Prosecutors have alleged that Hernandez, angry with Lloyd after a dispute at a nightclub, “orchestrated” his murder, which was carried out with a .45-caliber Glock pistol.

The murder weapon has not been found.

Prosecutors have alleged that Hernandez arranged to meet Lloyd and at the same time summoned two associates, Ernest Wallace Jr. and Carlos Ortiz, from Bristol, Conn., to his home in North Attleboro, Mass., late the night of June 16, 2013. From there, the trio allegedly set out for Boston — roughly an hour’s drive — at about 1:10 a.m. on June 17.

After picking up Lloyd in Boston’s Dorchester neighborhood, Hernandez allegedly drove the group back to North Attleboro, pulling into a secluded area in an industrial park less than a mile from the player’s mansion.

Hernandez faces one count of murder and two firearms charges in the slaying of Lloyd, a 27-year-old semi-pro football player who was dating Shaneah Jenkins, the sister of Hernandez's fiancee.

Prosecutors have not said who they believe fired the fatal shots, and Ortiz and Wallace also have been charged with murder and will be tried separately. Under a Massachusetts law often referred to as “joint venture,” a person can be convicted of murder even if someone else carried out the actual killing. To prove that, prosecutors would have to convince the jury that Hernandez knowingly participated in the killing and did so with intent.

Sultan also showed numerous photos of Hernandez, Wallace and Ortiz back at the player’s house after the killing, asking Aspinwall whether he saw an object in Ortiz’s hands. Aspinwall acknowledged that he did, but he also said repeatedly it didn’t look to him like a gun.

In other pictures he acknowledged that Hernandez appeared to be holding an iPad or other electronic device.
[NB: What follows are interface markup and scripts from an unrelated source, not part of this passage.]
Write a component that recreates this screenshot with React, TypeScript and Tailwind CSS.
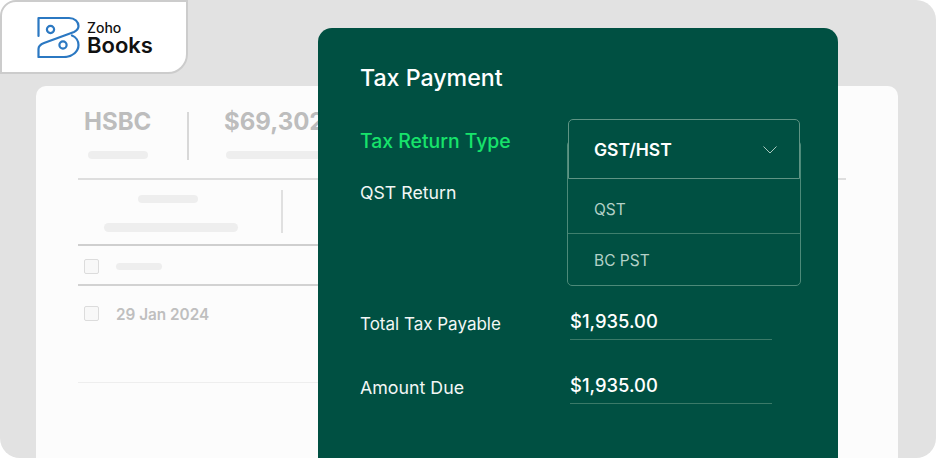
const SkeletonBar = ({ className }: { className: string }) => (
  <div className={`rounded-full bg-[#eeeeee] ${className}`} />
);

const Checkbox = () => <div className="h-[15px] w-[15px] rounded-[2px] border border-[#dcdcdc] bg-[#f8f8f8]" />;

function ZohoLogo() {
  return (
    <div className="flex items-center gap-[7px]">
      <svg width="43" height="42" viewBox="0 0 43 42" fill="none" stroke="#2b78c2" strokeWidth="2.2" strokeLinejoin="round" strokeLinecap="round">
        <path d="M1.5 20V2H32C38 2 41.5 6 41.5 10C41.5 13.5 39 15 37 16L7 27C3 28.5 1.5 30 1.5 33V41H27C36 41 41.5 35 41.5 29C41.5 25 39 21 35 19.5" />
        <circle cx="13.5" cy="13.5" r="3.6" />
        <circle cx="26" cy="29" r="3.6" />
      </svg>
      <div className="flex flex-col font-medium text-[#111]">
        <span className="text-[14px] leading-[16px]">Zoho</span>
        <span className="text-[22px] font-semibold leading-[18px]">Books</span>
      </div>
    </div>
  );
}

function BackgroundCard() {
  return (
    <div className="h-[372px] rounded-t-[10px] bg-[#fcfcfc] pl-[42px] pr-[52px] pt-[22px]">
      <div className="flex h-[72px] border-b-2 border-[#dedede]">
        <div className="flex w-[109px] flex-col pl-[6px]">
          <span className="text-[24px] font-bold leading-[28px] text-[#bdbdbd]">HSBC</span>
          <SkeletonBar className="ml-[4px] mt-[15px] h-[8px] w-[60px]" />
        </div>
        <div className="mt-[4px] h-[48px] w-[2px] bg-[#d8d8d8]" />
        <div className="flex flex-col pl-[35px]">
          <span className="text-[24px] font-bold leading-[28px] text-[#bdbdbd]">$69,302</span>
          <SkeletonBar className="ml-[2px] mt-[15px] h-[8px] w-[100px]" />
        </div>
      </div>
      {/* these rows stop under the panel, only the top rule shows on its right */}
      <div className="mr-[200px]">
        <div className="flex h-[66px] border-b-2 border-[#cfcfcf] pt-[10px]">
          <div className="flex h-[43px] w-[205px] flex-col border-r-2 border-[#e0e0e0] pt-[5px]">
            <SkeletonBar className="ml-[60px] h-[8px] w-[60px]" />
            <SkeletonBar className="ml-[26px] mt-[20px] h-[9px] w-[134px]" />
          </div>
        </div>
        <div className="flex h-[40px] items-center gap-[17px] border-b-2 border-[#d2d2d2] pl-[6px] pt-[2px]">
          <Checkbox />
          <SkeletonBar className="h-[7px] w-[46px]" />
        </div>
        <div className="flex h-[97px] items-start gap-[17px] border-b border-[#eeeeee] pl-[6px] pt-[20px]">
          <Checkbox />
          <span className="pt-[1px] text-[15.3px] font-semibold leading-[16px] text-[#bfbfbf]">29 Jan 2024</span>
        </div>
      </div>
    </div>
  );
}

function AmountRow({ label, value, labelSize }: { label: string; value: string; labelSize: string }) {
  return (
    <div className="flex h-[64px] items-start">
      <span className={`w-[210px] pt-[7px] leading-[24px] text-[#f2f7f5] ${labelSize}`}>{label}</span>
      <div className="w-[202px] border-b border-[#3b7a68] pb-[6px] pt-[4px] text-[18.4px] font-medium leading-[24px] text-white">
        {value}
      </div>
    </div>
  );
}

function TaxTypeSelect() {
  return (
    <div className="w-[234px]">
      <div className="relative z-10 mx-px flex h-[60px] items-center justify-between rounded-t-[5px] border border-[#5f9484] bg-[#005042] pl-[25px] pr-[22px]">
        <span className="pt-[3px] text-[17.5px] font-semibold text-white">GST/HST</span>
        <svg className="mt-[2px]" width="14" height="8" viewBox="0 0 14 8" fill="none" stroke="#a9c9bf" strokeWidth="1">
          <path d="M0.5 0.5L7 7L13.5 0.5" />
        </svg>
      </div>
      <div className="-mt-[39px] rounded-[5px] border border-[#4d8a79] pt-[38px]">
        <div className="flex h-[55px] items-center border-b border-[#3f7f6d] pl-[26px] pt-[7px] text-[15.5px] text-[#b3d0c7]">QST</div>
        <div className="flex h-[51px] items-center pl-[26px] pt-[2px] text-[15.5px] text-[#b3d0c7]">BC PST</div>
      </div>
    </div>
  );
}

function TaxPanel() {
  return (
    <div className="absolute left-[318px] top-[28px] h-[430px] w-[520px] rounded-t-[14px] bg-[#005042] pl-[42px]">
      <h1 className="pt-[36px] text-[23.2px] font-medium leading-[28px] text-white">Tax Payment</h1>
      <div className="mt-[27px] flex">
        <div className="w-[207px] shrink-0">
          <div className="pt-[9px] text-[19.4px] font-medium leading-[26px] text-[#17e36b]">Tax Return Type</div>
          <div className="mt-[26px] text-[17.7px] leading-[26px] text-[#f2f7f5]">QST Return</div>
        </div>
        <TaxTypeSelect />
      </div>
      <div className="mt-[19px]">
        <AmountRow label="Total Tax Payable" value="$1,935.00" labelSize="text-[17px]" />
        <AmountRow label="Amount Due" value="$1,935.00" labelSize="text-[17.8px]" />
      </div>
    </div>
  );
}

export default function App() {
  return (
    <div className="relative h-[458px] w-[936px] overflow-hidden bg-white" style={{ fontFamily: "Inter, sans-serif" }}>
      <div className="h-full rounded-[20px] bg-[#e2e2e2] pl-[36px] pr-[38px] pt-[86px]">
        <BackgroundCard />
      </div>
      <TaxPanel />
      <div className="absolute left-0 top-0 flex h-[74px] w-[188px] items-center rounded-br-[20px] rounded-tl-[16px] border-2 border-[#cccccc] bg-white pl-[35px]">
        <ZohoLogo />
      </div>
    </div>
  );
}
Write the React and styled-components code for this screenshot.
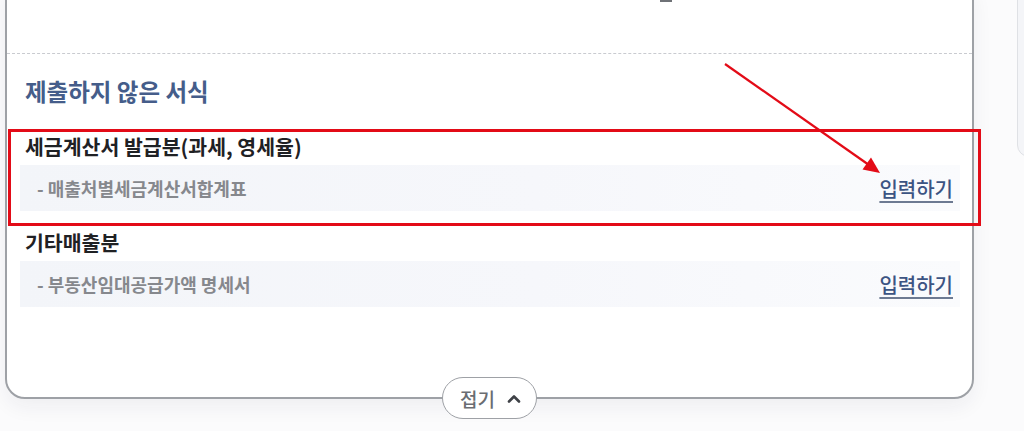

But prosecutor Patrick Bomberg rose when he got the chance to question Aspinwall a second time and played a frame-by-frame section of the video showing Hernandez at the top of his basement stairs, just after 3:30 a.m. on June 17, 2013, holding what the Glock official said was one of the company’s guns.

Jurors ultimately will decide how much weight to give Aspinwall’s testimony, but he spent nearly six hours on the stand — a sign that both sides consider him a key witness.

Outside the courtroom, the Massachusetts Supreme Judicial Court denied part of an emergency appeal filed by prosecutors that sought to overturn two of Judge Garsh’s rulings that blocked the testimony of a man who alleged that Hernandez had a gun in California two months before the killing and the testimony of another man who alleged that Hernandez shot him in February 2013 in Florida.

The court ruled that Garsh made no error when she blocked the testimony of the man who was with Hernandez in California, Robert Paradis. It has not yet ruled on the appeal with respect to the other man, Alexander Bradley.

Hernandez has separately been indicted on multiple murder and assault charges in a July 16, 2012, shooting in South Boston that left two men dead and another wounded.

In the Boston killings, prosecutors have alleged that Hernandez became enraged after a man bumped him on a nightclub dance floor, spilling his drink, and failed to apologize. They alleged that Hernandez later followed the man and his friends as they drove away from the club, then pulled up next to their car at a stoplight and opened fire with a .38-caliber revolver, killing Daniel De Abreu, 29, and Safiro Furtado, 28, and wounding another man.

That trial originally was scheduled to begin May 28, but the judge there indicated recently he would push it back given the anticipated length of the trial in the Lloyd case. No new trial date has been set.